На левом фланге полка тяжело ранен командир 5-й сотни хорунжий Шеховцев. Наше наступление как бы застопорилось. Уже стало вечереть. Было очень холодно и голодно. Мне становится подозрительным, что красные конные, поодиночке и по два, через каждые одну-две минуты, переваливая бугорок, все время движутся в село с севера. Мне с фланга хорошо видно, но это не видно другим полкам за постройками села. Позади своих цепей, с ординарцами, еду вправо к командиру Черноморского полка полковнику Малышенко как к ближайшему по участку и старшему в чине — доложить и предпринять сразу же атаку двумя полками и захватить село, что считал возможным, атакуя с фланга.

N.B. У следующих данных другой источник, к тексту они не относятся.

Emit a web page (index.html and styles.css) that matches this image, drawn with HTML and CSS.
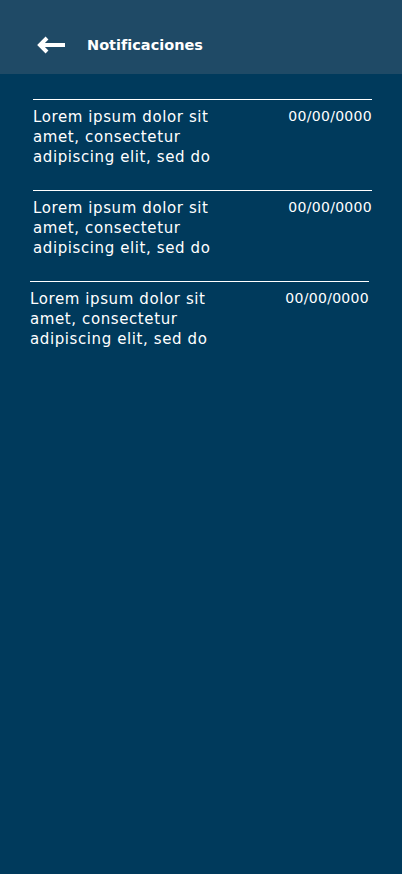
FILE: index.html
```html
<!DOCTYPE html>
<html lang="es">
<head>
  <meta charset="utf-8"/>
  <title>Notificaciones</title>
  <link rel="stylesheet" href="styles.css">
</head>
<body>

  <header class="topbar">
    <button type="button" class="back" aria-label="Volver">
      <svg width="28" height="18" viewBox="0 0 28 18">
        <path d="M28 9H4M10 2L3 9l7 7" fill="none" stroke="#fff" stroke-width="4" stroke-linecap="butt" stroke-linejoin="miter"/>
      </svg>
    </button>
    <h1 class="title">Notificaciones</h1>
  </header>

  <main class="list">
    <div class="item">
      <p class="text">Lorem ipsum dolor sit amet, consectetur adipiscing elit, sed do</p>
      <span class="date">00/00/0000</span>
    </div>
    <div class="item">
      <p class="text">Lorem ipsum dolor sit amet, consectetur adipiscing elit, sed do</p>
      <span class="date">00/00/0000</span>
    </div>
    <div class="item item-shift">
      <p class="text">Lorem ipsum dolor sit amet, consectetur adipiscing elit, sed do</p>
      <span class="date">00/00/0000</span>
    </div>
  </main>

</body>
</html>
```

FILE: styles.css
```css
html, body {
  margin: 0;
  height: 100%;
}

body {
  background: #003a5c;
  color: #fff;
  font-family: "DejaVu Sans", "Liberation Sans", sans-serif;
}

.topbar {
  height: 74px;
  background: #1f4a66;
  display: flex;
  align-items: center;
  padding: 16px 0 0 37px;
  box-sizing: border-box;
}

.back {
  background: none;
  border: 0;
  padding: 0;
  width: 28px;
  height: 18px;
  margin-top: -1px;
  display: flex;
}

.title {
  margin: 0 0 0 22px;
  font-size: 14.5px;
  font-weight: 700;
}

.list {
  padding: 25px 30px 0 33px;
}

.item {
  width: 339px;
  border-top: 1px solid #fff;
  display: flex;
  justify-content: space-between;
  align-items: flex-start;
  padding-top: 7px;
  height: 83px;
}

.item-shift {
  margin-left: -3px;
}

.text {
  margin: 0;
  width: 215px;
  font-size: 15px;
  line-height: 20px;
  letter-spacing: 0.6px;
}

.date {
  font-size: 14px;
  line-height: 20px;
  letter-spacing: 0.3px;
  margin-top: -1px;
}
```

Позади цепей мы идем рысью. Красные открыли беглый огонь. Это так неприятно, когда пули щелкают сбоку. Казаки крутят головами и, словно защищаясь от удара слева, свои лица сдвигают вправо. Значковый, чтобы скрыть обозначение «штаба полка», опустил полковой флаг полотнищем книзу. Я смеюсь, но ничего ему не говорю, не упрекаю «за трусость»... Проскочили. Впереди отвесной глыбы, защищаясь от ветра, стоит Малышенко со своим штабом полка и командирами левофланговых сотен кавказцев — есаулом Храмовым и сотником Елисеевым, нашим старшим братом, Андреем. Они смеются, что «черт меня принес к ним, чем вызвал сильный огонь красных и по ним», но я, увидев брата, испугался. «А вдруг, — думаю, — его сейчас убьют в бою!» За глаза это не так страшно, так как ничего не знаешь и считаешься с совершившимся фактом. Но, когда сам здесь, и это может совершиться на твоих глазах, это страшно. Видимо, и брат испытывал те же чувства, но только сильнее. Он ведь для меня за погибшего отца. К тому же

я буквально выскочил из боевого огненного пламени. Он с неестественной улыбкой смотрит в мое лицо и осматривает всего и меня, и моего коня.

— Федя!..Да под тобой конь ранен! — говорит он и, нагнувшись к правой передней ноге коня, стал осматривать рану. Я скосился с седла и вижу — выше венчика струйка крови брызжала в сторону. Пуля задела только кровеносный сосуд.